- Task directions: Scan the entries below and extract each line with the word "this" in it.

- Data to use:
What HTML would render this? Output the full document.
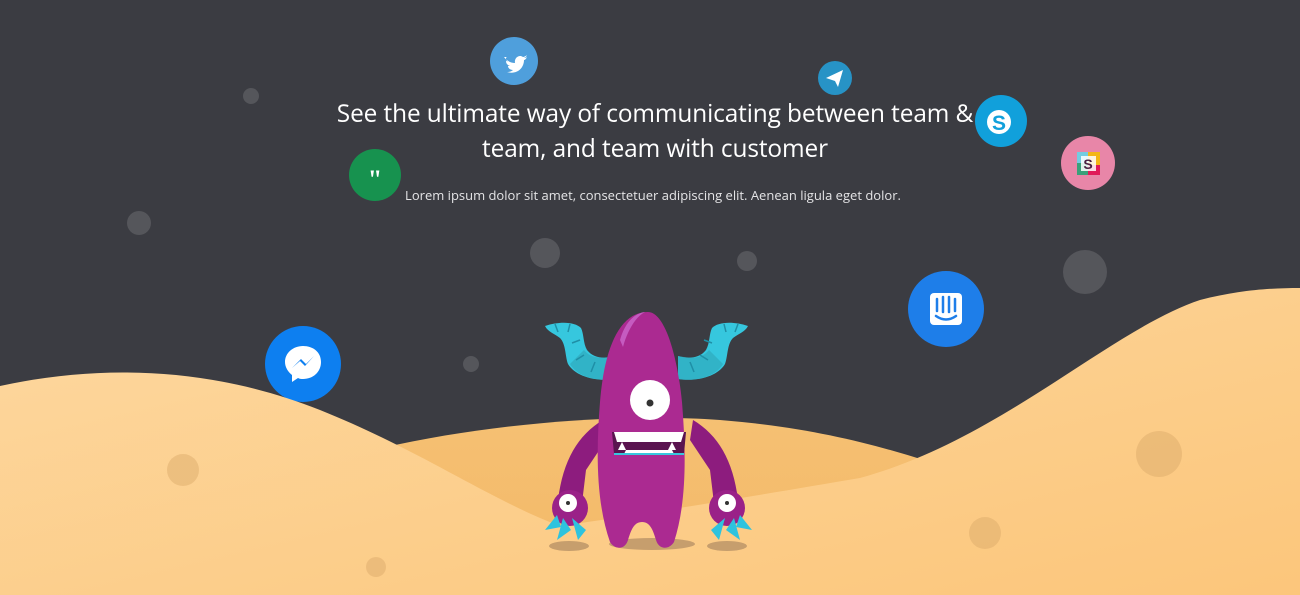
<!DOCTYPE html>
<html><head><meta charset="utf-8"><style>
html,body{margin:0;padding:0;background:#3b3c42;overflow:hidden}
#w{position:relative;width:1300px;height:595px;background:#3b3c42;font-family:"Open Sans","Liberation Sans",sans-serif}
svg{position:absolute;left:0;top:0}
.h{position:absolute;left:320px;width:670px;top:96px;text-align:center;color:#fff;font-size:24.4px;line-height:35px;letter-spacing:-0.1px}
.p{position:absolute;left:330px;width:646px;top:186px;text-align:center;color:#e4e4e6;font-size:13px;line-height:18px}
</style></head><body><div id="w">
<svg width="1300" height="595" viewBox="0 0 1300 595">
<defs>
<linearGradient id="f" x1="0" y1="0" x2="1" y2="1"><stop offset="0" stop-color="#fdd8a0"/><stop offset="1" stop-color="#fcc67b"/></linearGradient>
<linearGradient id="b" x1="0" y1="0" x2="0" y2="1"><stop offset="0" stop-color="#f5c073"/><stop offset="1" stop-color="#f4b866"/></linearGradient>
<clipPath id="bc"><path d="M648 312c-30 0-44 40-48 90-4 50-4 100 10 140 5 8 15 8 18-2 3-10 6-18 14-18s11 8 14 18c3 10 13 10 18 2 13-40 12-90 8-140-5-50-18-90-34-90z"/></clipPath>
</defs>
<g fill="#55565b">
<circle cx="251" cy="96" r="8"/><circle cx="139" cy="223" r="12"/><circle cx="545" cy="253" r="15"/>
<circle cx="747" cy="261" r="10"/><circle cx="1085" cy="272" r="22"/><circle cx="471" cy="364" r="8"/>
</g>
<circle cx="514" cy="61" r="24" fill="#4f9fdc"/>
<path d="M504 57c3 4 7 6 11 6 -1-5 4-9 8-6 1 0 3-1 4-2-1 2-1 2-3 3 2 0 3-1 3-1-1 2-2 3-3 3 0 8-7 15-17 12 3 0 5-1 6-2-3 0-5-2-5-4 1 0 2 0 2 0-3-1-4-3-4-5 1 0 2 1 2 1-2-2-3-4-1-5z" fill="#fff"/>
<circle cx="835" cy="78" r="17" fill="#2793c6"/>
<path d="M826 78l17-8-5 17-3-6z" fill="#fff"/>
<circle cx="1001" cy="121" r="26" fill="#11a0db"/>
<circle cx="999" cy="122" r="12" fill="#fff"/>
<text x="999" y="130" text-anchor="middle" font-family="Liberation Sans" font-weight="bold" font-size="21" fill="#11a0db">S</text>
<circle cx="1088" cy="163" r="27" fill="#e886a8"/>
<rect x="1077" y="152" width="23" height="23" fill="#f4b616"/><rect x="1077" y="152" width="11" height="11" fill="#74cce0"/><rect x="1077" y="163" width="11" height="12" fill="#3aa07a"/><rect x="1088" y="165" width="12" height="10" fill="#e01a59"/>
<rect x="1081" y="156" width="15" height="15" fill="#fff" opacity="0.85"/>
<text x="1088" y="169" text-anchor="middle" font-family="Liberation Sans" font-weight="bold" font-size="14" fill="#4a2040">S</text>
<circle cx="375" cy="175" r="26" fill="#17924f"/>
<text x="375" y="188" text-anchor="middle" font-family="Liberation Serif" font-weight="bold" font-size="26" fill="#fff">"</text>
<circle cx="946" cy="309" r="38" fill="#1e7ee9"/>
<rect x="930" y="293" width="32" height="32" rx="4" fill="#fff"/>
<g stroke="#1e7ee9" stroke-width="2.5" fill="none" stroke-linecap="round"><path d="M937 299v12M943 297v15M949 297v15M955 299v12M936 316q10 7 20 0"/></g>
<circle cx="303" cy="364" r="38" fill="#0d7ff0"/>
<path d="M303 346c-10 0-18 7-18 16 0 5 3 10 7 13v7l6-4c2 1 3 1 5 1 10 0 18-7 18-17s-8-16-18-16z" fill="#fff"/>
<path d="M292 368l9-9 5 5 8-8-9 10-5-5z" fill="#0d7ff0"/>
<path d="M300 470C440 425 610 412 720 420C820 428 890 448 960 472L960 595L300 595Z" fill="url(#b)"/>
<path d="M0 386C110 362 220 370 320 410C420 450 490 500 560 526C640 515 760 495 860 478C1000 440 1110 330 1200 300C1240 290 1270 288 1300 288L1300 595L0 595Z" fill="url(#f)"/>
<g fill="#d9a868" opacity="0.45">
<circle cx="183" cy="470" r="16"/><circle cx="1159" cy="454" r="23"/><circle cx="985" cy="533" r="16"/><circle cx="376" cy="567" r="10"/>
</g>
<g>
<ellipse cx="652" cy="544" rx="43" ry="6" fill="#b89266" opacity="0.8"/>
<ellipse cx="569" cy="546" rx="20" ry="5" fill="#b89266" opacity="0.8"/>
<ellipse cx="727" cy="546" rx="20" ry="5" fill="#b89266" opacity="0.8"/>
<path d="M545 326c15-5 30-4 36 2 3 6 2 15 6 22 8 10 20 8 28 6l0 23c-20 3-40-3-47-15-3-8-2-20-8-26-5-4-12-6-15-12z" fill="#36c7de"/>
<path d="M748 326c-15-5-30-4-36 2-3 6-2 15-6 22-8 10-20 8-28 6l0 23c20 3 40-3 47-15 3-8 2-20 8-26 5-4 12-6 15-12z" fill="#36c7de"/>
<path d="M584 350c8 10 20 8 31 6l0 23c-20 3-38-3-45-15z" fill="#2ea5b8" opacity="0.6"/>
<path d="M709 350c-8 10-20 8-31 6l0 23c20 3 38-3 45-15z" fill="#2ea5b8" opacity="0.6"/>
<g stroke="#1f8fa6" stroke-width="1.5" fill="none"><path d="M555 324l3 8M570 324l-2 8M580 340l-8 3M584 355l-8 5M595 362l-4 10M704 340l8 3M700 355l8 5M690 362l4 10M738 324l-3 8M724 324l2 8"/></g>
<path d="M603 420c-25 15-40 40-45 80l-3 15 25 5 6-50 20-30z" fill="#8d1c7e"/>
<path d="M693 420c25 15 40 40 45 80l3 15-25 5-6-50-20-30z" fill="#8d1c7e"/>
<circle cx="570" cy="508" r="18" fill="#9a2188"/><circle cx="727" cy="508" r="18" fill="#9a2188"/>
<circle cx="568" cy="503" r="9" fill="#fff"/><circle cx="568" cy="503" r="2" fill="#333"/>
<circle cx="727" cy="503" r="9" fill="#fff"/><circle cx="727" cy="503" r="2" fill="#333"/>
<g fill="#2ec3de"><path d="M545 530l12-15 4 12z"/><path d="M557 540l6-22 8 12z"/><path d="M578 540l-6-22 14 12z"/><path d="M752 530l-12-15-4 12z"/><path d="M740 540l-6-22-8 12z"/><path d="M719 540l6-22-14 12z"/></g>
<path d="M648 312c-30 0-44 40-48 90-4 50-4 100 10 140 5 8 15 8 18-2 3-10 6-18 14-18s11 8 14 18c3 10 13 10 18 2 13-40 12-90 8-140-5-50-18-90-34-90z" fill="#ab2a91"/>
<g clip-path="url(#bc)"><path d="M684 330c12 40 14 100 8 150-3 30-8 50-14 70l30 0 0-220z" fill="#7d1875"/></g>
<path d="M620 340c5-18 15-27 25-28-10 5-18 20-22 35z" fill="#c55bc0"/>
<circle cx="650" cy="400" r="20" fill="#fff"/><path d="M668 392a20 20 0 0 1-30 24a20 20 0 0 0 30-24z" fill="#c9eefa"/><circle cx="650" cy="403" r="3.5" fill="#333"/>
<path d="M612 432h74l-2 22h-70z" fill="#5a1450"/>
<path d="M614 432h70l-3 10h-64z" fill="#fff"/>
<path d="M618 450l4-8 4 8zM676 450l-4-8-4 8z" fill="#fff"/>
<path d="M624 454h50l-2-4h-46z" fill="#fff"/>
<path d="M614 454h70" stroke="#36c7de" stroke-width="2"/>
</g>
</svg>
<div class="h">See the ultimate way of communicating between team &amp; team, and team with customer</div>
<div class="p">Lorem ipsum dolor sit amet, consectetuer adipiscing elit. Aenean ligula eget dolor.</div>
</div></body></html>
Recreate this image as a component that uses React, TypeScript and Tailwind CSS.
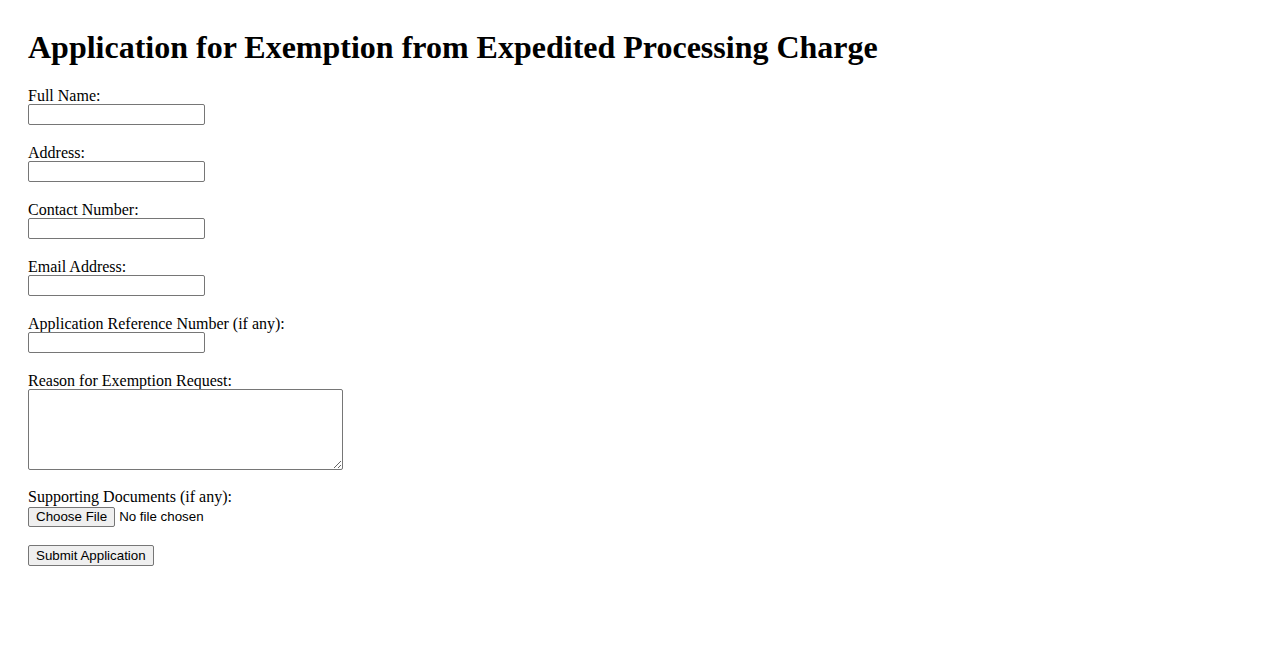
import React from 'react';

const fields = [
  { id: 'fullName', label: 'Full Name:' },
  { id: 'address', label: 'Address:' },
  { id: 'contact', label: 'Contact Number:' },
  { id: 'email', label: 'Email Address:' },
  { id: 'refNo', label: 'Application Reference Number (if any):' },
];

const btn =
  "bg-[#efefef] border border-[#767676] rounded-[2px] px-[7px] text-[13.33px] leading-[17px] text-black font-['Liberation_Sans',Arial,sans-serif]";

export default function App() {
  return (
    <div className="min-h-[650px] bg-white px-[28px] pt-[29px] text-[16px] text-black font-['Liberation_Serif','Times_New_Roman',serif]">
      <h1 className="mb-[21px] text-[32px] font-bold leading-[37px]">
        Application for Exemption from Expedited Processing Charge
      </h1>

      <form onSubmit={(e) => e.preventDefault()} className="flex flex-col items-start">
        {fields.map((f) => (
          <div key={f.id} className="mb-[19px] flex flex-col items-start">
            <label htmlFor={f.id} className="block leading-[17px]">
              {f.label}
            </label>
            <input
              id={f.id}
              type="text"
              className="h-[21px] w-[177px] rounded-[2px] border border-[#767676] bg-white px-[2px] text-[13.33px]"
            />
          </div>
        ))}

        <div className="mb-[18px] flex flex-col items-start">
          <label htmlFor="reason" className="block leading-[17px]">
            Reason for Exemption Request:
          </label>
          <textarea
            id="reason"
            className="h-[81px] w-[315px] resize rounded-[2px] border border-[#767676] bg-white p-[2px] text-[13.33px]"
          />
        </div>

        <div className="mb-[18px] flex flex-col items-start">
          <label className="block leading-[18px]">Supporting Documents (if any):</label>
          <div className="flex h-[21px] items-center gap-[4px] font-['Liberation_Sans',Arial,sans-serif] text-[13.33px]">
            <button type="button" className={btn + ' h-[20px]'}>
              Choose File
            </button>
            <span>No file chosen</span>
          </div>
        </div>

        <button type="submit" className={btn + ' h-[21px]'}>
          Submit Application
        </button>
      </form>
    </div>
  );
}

- Answer to the task:
What HTML would render this? Output the full document.
Recreate this image as a component that uses React, TypeScript and Tailwind CSS.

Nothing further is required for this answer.